I then went up a level to ask them about how their working week typically breaks down, using a model I call  Working Smart.

I asked them what percentage of their typical week they each spend in each of the four quadrants:

1.  Right Wrong:  doing stuff they should be doing and not doing it efficiently

2.  Wrong Wrong:  doing stuff they should not be doing, and doing it badly

3.  Wrong Right: doing stuff they should not be doing and being great at it

4.  Right Right:  doing stuff they should do and doing it well.

I was initially surprised at their answer:  overall they estimated that they spend 80 %  of their time in Quadrant 4, doing stuff they should be doing and doing it well.  In my experience this is a very high percentage.  The norm is more like just 40%, and having asked so many people the same question I could argue it is a statistically valid result.

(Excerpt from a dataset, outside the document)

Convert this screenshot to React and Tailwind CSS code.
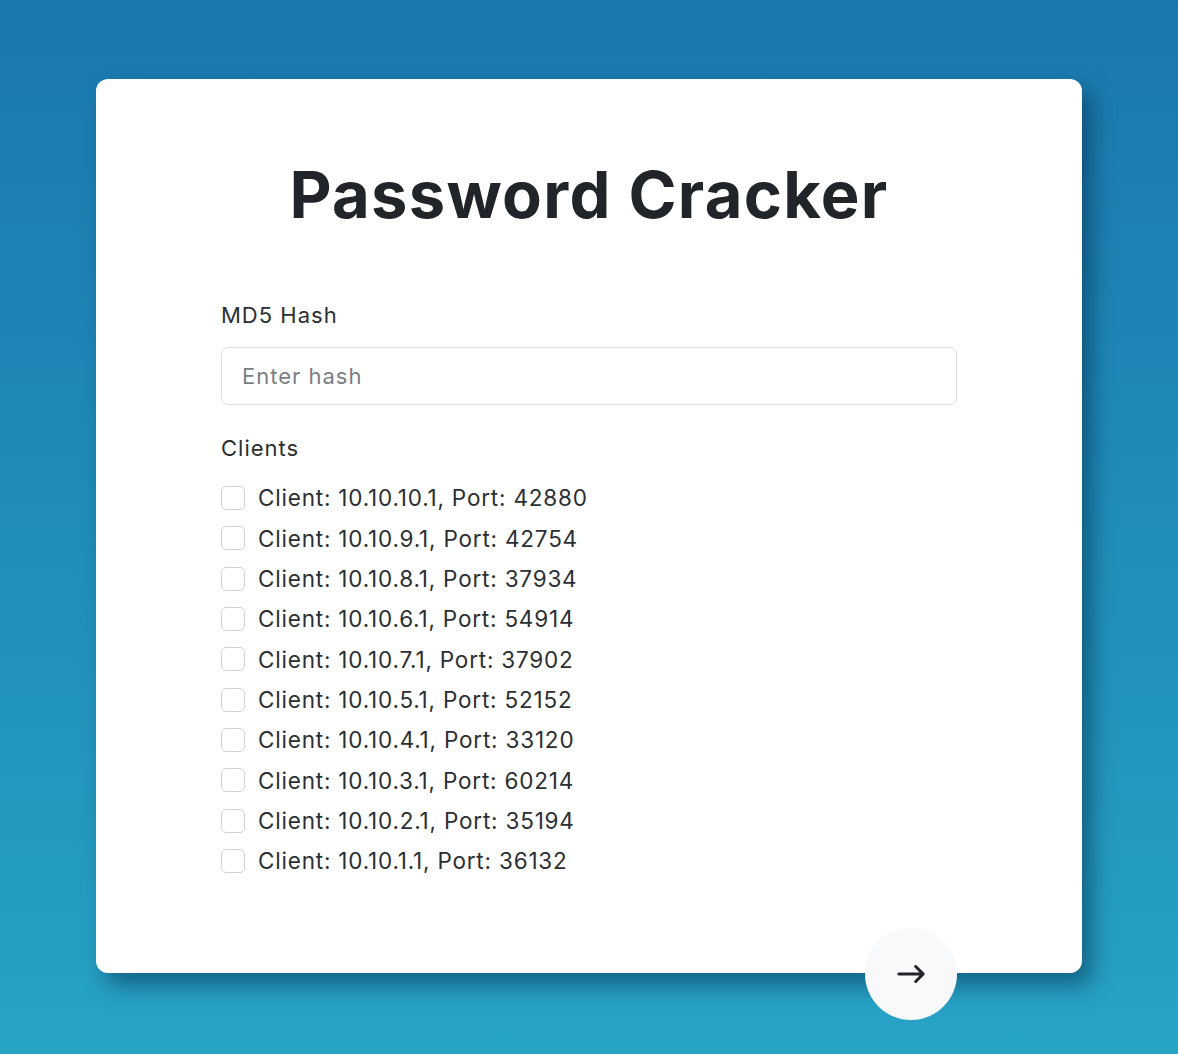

My first reaction was that this group was either deluded or didn’t understand my question.  Surely no organisation would be able to spend so much time doing things they should be doing and doing them well?  But having thought about it further, I’m wondering whether I might be the one who is deluded.  Maybe because I work mainly with large corporates I have come to expect people to be wasting 3 days per week on Wrong activity, and I have come to believe in the inherent inefficiency of peoples’ working lives, so when I come across an organisation that just might be good at what it does, sticking to the knitting, having people really focussed on what is important and all pulling in the same direction, my natural reaction is to doubt the validity of what they tell me.

I wonder whether it is a function of growth, that as your organisation gets bigger it gets harder to Work Smart?  I wonder what the correlation is between growth and inefficiency.  I’d love to hear from anyone who has any data on this one, not least to satisfy my curiosity but also to help me to keep more of an open mind!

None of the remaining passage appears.